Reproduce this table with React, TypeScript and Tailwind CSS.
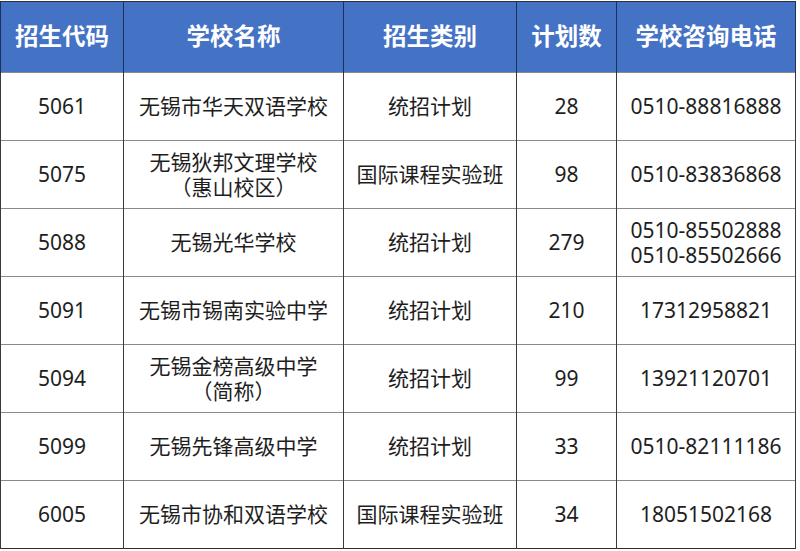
const rows: [string, string[], string, string, string[]][] = [
  ["5061", ["无锡市华天双语学校"], "统招计划", "28", ["0510-88816888"]],
  ["5075", ["无锡狄邦文理学校", "（惠山校区）"], "国际课程实验班", "98", ["0510-83836868"]],
  ["5088", ["无锡光华学校"], "统招计划", "279", ["0510-85502888", "0510-85502666"]],
  ["5091", ["无锡市锡南实验中学"], "统招计划", "210", ["17312958821"]],
  ["5094", ["无锡金榜高级中学", "（简称）"], "统招计划", "99", ["13921120701"]],
  ["5099", ["无锡先锋高级中学"], "统招计划", "33", ["0510-82111186"]],
  ["6005", ["无锡市协和双语学校"], "国际课程实验班", "34", ["18051502168"]],
];

const headers = ["招生代码", "学校名称", "招生类别", "计划数", "学校咨询电话"];
const widths = ["w-[123px]", "w-[220px]", "w-[173px]", "w-[100px]", "w-[179px]"];

export default function App() {
  return (
    <div
      className="w-[800px] h-[551px] bg-white pt-[1px]"
      style={{ fontFamily: '"Noto Sans", "Noto Sans CJK SC", sans-serif' }}
    >
      <table className="w-[795px] table-fixed border-collapse border border-[#2f2f2f]">
        <thead>
          <tr className="h-[71px] bg-[#4472c4]">
            {headers.map((h, i) => (
              <th
                key={h}
                className={`${widths[i]} border-x border-[#1f2f5a] text-white text-[23.5px] font-bold text-center`}
              >
                {h}
              </th>
            ))}
          </tr>
        </thead>
        <tbody className="text-[#1e1e1e] text-[21px]">
          {rows.map(([code, name, type, num, tel]) => (
            <tr key={code} className="h-[68px] border-t border-[#8a8a8a]">
              <td className="border-x border-[#3a3a3a] text-center">{code}</td>
              <td className="border-x border-[#3a3a3a] text-center leading-[25px]">
                {name.map((n) => (
                  <div key={n}>{n}</div>
                ))}
              </td>
              <td className="border-x border-[#3a3a3a] text-center">{type}</td>
              <td className="border-x border-[#3a3a3a] text-center">{num}</td>
              <td className="border-x border-[#3a3a3a] text-center leading-[25px]">
                {tel.map((t) => (
                  <div key={t}>{t}</div>
                ))}
              </td>
            </tr>
          ))}
        </tbody>
      </table>
    </div>
  );
}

********

■ Required task: Lines containing the word "table" must all be returned from the material above.

■ Exercise result:
Reproduce this table with React, TypeScript and Tailwind CSS.
      <table className="w-[795px] table-fixed border-collapse border border-[#2f2f2f]">
      </table>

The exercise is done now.